The size of the IT industry in the top two EU member states—that is, Germany and France—is estimated to be around 155–220 billion USD.1 For the Indian IT industry to continue to do business in Europe, it needs to comply with the GDPR. In the event of non-compliance on the part of Indian companies, the GDPR imposes a penalty of 20 million EUR or 4% of a company’s global turnover.

 

Read more about what organisations need to do in order to comply with the GDPR here.

 

Immediate next steps for Indian companies
Indian companies need to carefully look at the requirements for GDPR compliance. They need to:

  • Develop/update privacy policies, procedures and compliance programmes.
  • Conduct data privacy trainings for all employees.
  • Conduct data discovery exercises and maintain documentation in order to demonstrate visibility of the personally identifiable information (PII) processed.
  • Document legal basis for processing, communicating privacy notices and recording consent (where applicable).
  • Establish processes to:
  1. Manage data subject requests.
  2. Enable data breach notification.
  3. Perform data protection impact assessments (DPIAs) for high-risk processing activities.
  4. Embed privacy by design requirements into existing/new processes, solutions and technologies processing PII.
  • Update vendor governance programmes to include security and privacy due diligence, review/update contracts with GDPR obligations and establish a process around periodic compliance monitoring.

In addition to the above, organisations should focus on updating existing/deploying new technologies to help address key areas and challenges.

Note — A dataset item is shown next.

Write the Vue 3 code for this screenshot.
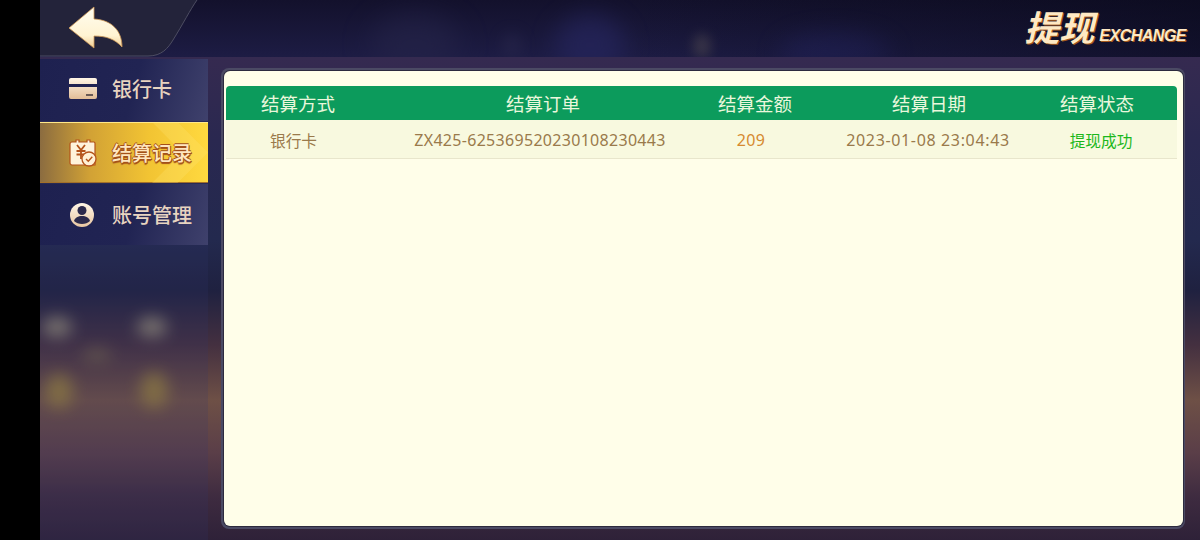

Some of the leading practices include:

 

  • Investing in systems to carry out data discovery exercises to determine what/how/where PII (specifically unstructured data—i.e. PII stored on local workstations, emails, file servers, etc.) is handled within the organisation.
  • Evaluating tools to address challenges around data subject requests, data retention and disposal, cross-border data transfers, consent management, etc.
  • Implementing adequate identity and access management (IdAM) solutions, extending coverage of encryption solutions, reviewing and updating configurations of data loss prevention (DLP), security information and event management (SIEM), etc.
  • Deploying/updating centralised incident and breach management solutions to quickly detect/ prevent security incidents and address data breach notification requirements.
  • Implementing anonymisation and psuedonymisation techniques in applications to better control data processing activities.

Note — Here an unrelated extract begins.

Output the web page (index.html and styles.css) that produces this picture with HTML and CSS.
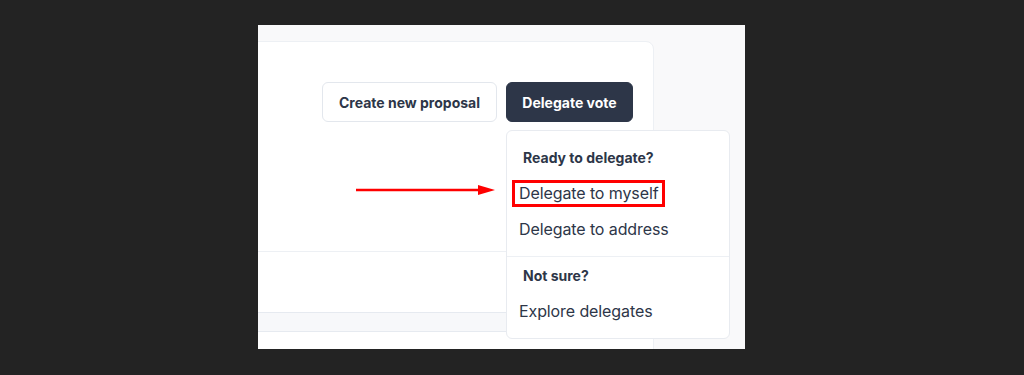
FILE: index.html
```html
<!DOCTYPE html>
<html lang="en">
<head>
  <meta charset="UTF-8" />
  <title>Governance</title>
  <link rel="stylesheet" href="styles.css">
</head>
<body>
  <div class="shot">
    <div class="card">
      <div class="card-head">
        <button class="btn btn-light">Create new proposal</button>
        <div class="delegate">
          <button class="btn btn-dark">Delegate vote</button>
          <div class="menu">
            <div class="menu-group">
              <div class="menu-title">Ready to delegate?</div>
              <div class="menu-item"><span class="mark">Delegate to myself</span></div>
              <div class="menu-item">Delegate to address</div>
            </div>
            <div class="menu-group">
              <div class="menu-title">Not sure?</div>
              <div class="menu-item">Explore delegates</div>
            </div>
          </div>
        </div>
      </div>
      <div class="card-row"></div>
      <div class="card-band"></div>
      <div class="card-rest"></div>
    </div>
    <svg class="arrow" width="140" height="10" viewBox="0 0 140 10">
      <line x1="0" y1="5" x2="124" y2="5" stroke="#ff0000" stroke-width="2.5"/>
      <polygon points="122,0 139,5 122,10" fill="#ff0000"/>
    </svg>
  </div>
</body>
</html>
```

FILE: styles.css
```css
body {
  margin: 0;
  background: #232323;
  font-family: Inter, "Noto Sans", sans-serif;
  color: #2d3648;
  height: 375px;
  overflow: hidden;
}
.shot {
  position: relative;
  margin: 25px 0 0 258px;
  width: 487px;
  height: 324px;
  background: #f9f9fa;
  overflow: hidden;
}
.card {
  margin: 16px 0 0 -20px;
  width: 414px;
  background: #fff;
  border: 1px solid #edf0f4;
  border-radius: 8px;
}
.card-head {
  display: flex;
  justify-content: flex-end;
  align-items: flex-start;
  gap: 9px;
  padding: 40px 20px 0 0;
  height: 169px;
  border-bottom: 1px solid #edf0f4;
}
.btn {
  font-family: inherit;
  font-size: 14px;
  font-weight: 700;
  height: 40px;
  padding: 0 12px;
  border-radius: 6px;
  white-space: nowrap;
  cursor: pointer;
}
.btn-light {
  background: #fff;
  border: 1px solid #e3e7ed;
  color: #2d3648;
  width: 175px;
}
.btn-dark {
  background: #2d3648;
  border: 1px solid #2d3648;
  color: #fff;
  width: 127px;
}
.delegate {
  position: relative;
}
.menu {
  position: absolute;
  top: 48px;
  left: 0;
  width: 222px;
  background: #fff;
  border: 1px solid #e8ebf0;
  border-radius: 6px;
  z-index: 2;
}
.menu-group {
  padding: 18px 0 6px;
}
.menu-group + .menu-group {
  border-top: 1px solid #edf0f4;
  padding-top: 10px;
  padding-bottom: 6px;
}
.menu-title {
  font-size: 14px;
  font-weight: 700;
  line-height: 17px;
  padding-left: 16px;
  margin-bottom: 12px;
}
.menu-item {
  font-size: 16px;
  padding: 0 12px;
  height: 36px;
  line-height: 30px;
  white-space: nowrap;
  letter-spacing: -0.1px;
}
.mark {
  display: inline-block;
  vertical-align: top;
  margin: 2px 0 0 -7px;
  border: 3px solid #ff0000;
  padding: 0 3px 0 4px;
  line-height: 21px;
}
.card-row {
  height: 60px;
  border-bottom: 1px solid #e6eaf0;
}
.card-band {
  height: 18px;
  background: #f7f8fa;
  border-bottom: 1px solid #e6eaf0;
}
.card-rest {
  height: 40px;
}
.arrow {
  position: absolute;
  left: 98px;
  top: 160px;
}
```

To conclude, the regulation and its enforcement may appear to be daunting to many organisations. There is also a cultural change in the way organisations are starting to handle personal data and provide services to their customers. Current developments and changes being proposed in our privacy landscape, coupled with strong technical capabilities, provide great opportunities for Indian companies to align their services and data handling processes to global standards and become market differentiators in the arena of data privacy and protection.